Answers to last week’s quiz on Johnson and education funding commitments.

25/10/19

He tweeted photos from the visit and said the government was “investing an extra £14 billion in schools to help give all young people the same opportunities to succeed.”

7/11/19

He has promised additional funding – an extra £14bn on primary and secondary schools over the next three years.

29/06/20

The prime minister says the “cash is there” for a 10-year plan to refurbish and rebuild schools across England.

29/06/20

Schools in England are being promised a £1bn rebuilding programme as Boris Johnson commits to giving children a “world-class education”

29/06/19

Boris Johnson has upped his funding promise for schools, vowing to provide £4.6 billion per year extra by 2022

03/01/20

Schools budgets under the pledges will rise by £2.6 billion for 2020-21, £4.8 billion for 2021 to 2022 and £7.1 billion for 2022 to 2023.

29/06/19

Boris vows to splash £6.4bn on schools

29/06/20

Boris Johnson announces £1 billion school building programme

21/11/19

Labour pledges £10.5bn school funding boost

09/05/17

Jeremy Corbyn has pledged to pump money into the nation’s cash-strapped schools as part of a £20bn education package.

7 July

The Prime Minister blames the number of care home deaths on the unwillingness or inability of these institutions to follow procedures.  There are many more knowledgeable than I who have accused the Prime Minister of trying to shift the blame from himself and his colleagues.

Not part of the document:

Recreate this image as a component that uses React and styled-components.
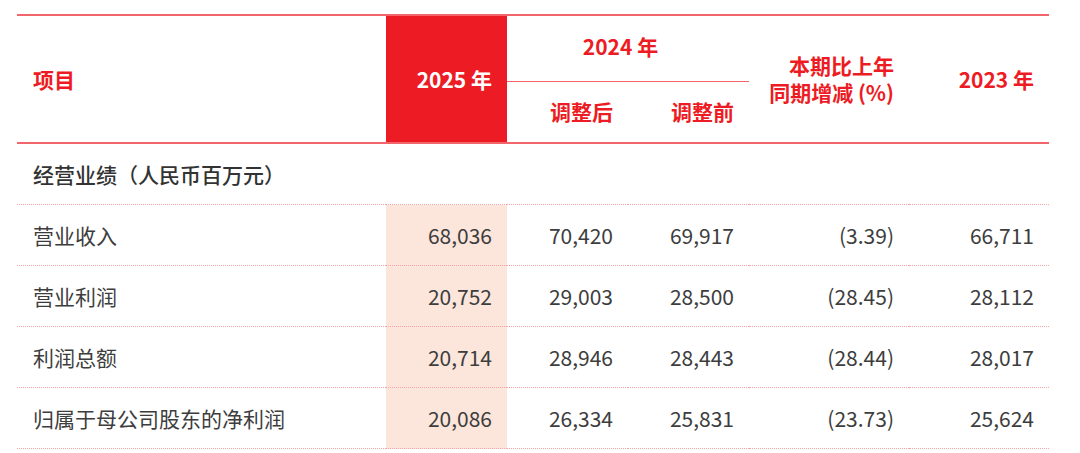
import React from "react";
import styled, { createGlobalStyle } from "styled-components";

const RED = "#ED1C24";
const LINE = "#F2666B";
const DOT = "#F5A3A6";
const PEACH = "#FCE5DB";

const GlobalStyle = createGlobalStyle`
  html, body {
    margin: 0;
    padding: 0;
    background: #fff;
  }
  body {
    font-family: "Noto Sans CJK SC", "Noto Sans", sans-serif;
    color: #3d3d3d;
  }
`;

const Page = styled.div`
  padding: 14px 0 0 17px;
`;

const Table = styled.table`
  width: 1032px;
  border-collapse: collapse;
  table-layout: fixed;
  border-top: 2px solid ${LINE};
`;

const HeadCell = styled.th`
  color: ${(p) => (p.$hl ? "#fff" : RED)};
  background: ${(p) => (p.$hl ? RED : "transparent")};
  font-size: 21px;
  font-weight: 700;
  line-height: 27px;
  text-align: ${(p) => p.$align || "right"};
  padding: 0 15px 0 ${(p) => (p.$align === "left" ? "16px" : "0")};
  height: ${(p) => p.$h || 62}px;
  border-bottom: 2px solid ${LINE};
  vertical-align: middle;
  box-sizing: border-box;
  white-space: nowrap;
`;

const SubHead = styled(HeadCell)`
  padding-bottom: ${(p) => p.$pb || 0}px;
  border-bottom: ${(p) => (p.$thin ? `1px solid ${LINE}` : `2px solid ${LINE}`)};
`;

const SectionCell = styled.td`
  font-size: 21px;
  font-weight: 500;
  color: #333;
  height: 60px;
  padding: 0 0 0 16px;
  border-bottom: 1px dotted ${DOT};
`;

const Cell = styled.td`
  font-size: 21px;
  font-weight: 400;
  height: 60px;
  text-align: ${(p) => (p.$left ? "left" : "right")};
  padding: ${(p) => (p.$left ? "0 0 0 16px" : "0 15px 0 0")};
  background: ${(p) => (p.$hl ? PEACH : "transparent")};
  border-bottom: 1px dotted ${DOT};
  white-space: nowrap;
`;

const rows = [
  ["营业收入", "68,036", "70,420", "69,917", "(3.39)", "66,711"],
  ["营业利润", "20,752", "29,003", "28,500", "(28.45)", "28,112"],
  ["利润总额", "20,714", "28,946", "28,443", "(28.44)", "28,017"],
  ["归属于母公司股东的净利润", "20,086", "26,334", "25,831", "(23.73)", "25,624"],
];

export default function App() {
  return (
    <Page>
      <GlobalStyle />
      <Table>
        <colgroup>
          <col style={{ width: 369 }} />
          <col style={{ width: 121 }} />
          <col style={{ width: 121 }} />
          <col style={{ width: 121 }} />
          <col style={{ width: 160 }} />
          <col style={{ width: 140 }} />
        </colgroup>
        <thead>
          <tr>
            <HeadCell rowSpan={2} $align="left">项目</HeadCell>
            <HeadCell rowSpan={2} $hl>2025 年</HeadCell>
            <SubHead colSpan={2} $align="center" $h={66} $thin $pb={4}>
              2024 年
            </SubHead>
            <HeadCell rowSpan={2}>
              本期比上年
              <br />
              同期增减 (%)
            </HeadCell>
            <HeadCell rowSpan={2}>2023 年</HeadCell>
          </tr>
          <tr>
            <SubHead $h={62} $pb={0}>调整后</SubHead>
            <SubHead $h={62} $pb={0}>调整前</SubHead>
          </tr>
        </thead>
        <tbody>
          <tr>
            <SectionCell colSpan={6}>经营业绩（人民币百万元）</SectionCell>
          </tr>
          {rows.map((r) => (
            <tr key={r[0]}>
              <Cell $left>{r[0]}</Cell>
              <Cell $hl>{r[1]}</Cell>
              <Cell>{r[2]}</Cell>
              <Cell>{r[3]}</Cell>
              <Cell>{r[4]}</Cell>
              <Cell>{r[5]}</Cell>
            </tr>
          ))}
        </tbody>
      </Table>
    </Page>
  );
}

The Chief Scientific Officer Sir Patrick Vallance reports that SAGE flagged the care home problem to the government in January but this was clearly scientific advice that could be safely ignored, while a herd immunity strategy was favourite.

8 July

Rishi Sunak has had a good press.  It’s not hard to be popular when you are giving money away.  But I found his furloughs, self-employed subsidies, grants and loans contrived and, basically phoney.  It annoyed me to see him telling us that he was implementing a world beating recovery scheme.  It missed out 1 million people, leaves us with record unemployment and the economy on its knees.  In my view he should have followed a Universal Basic Income (UBI) policy which would have ensured that nobody lost out.  And it would have been a lot simpler.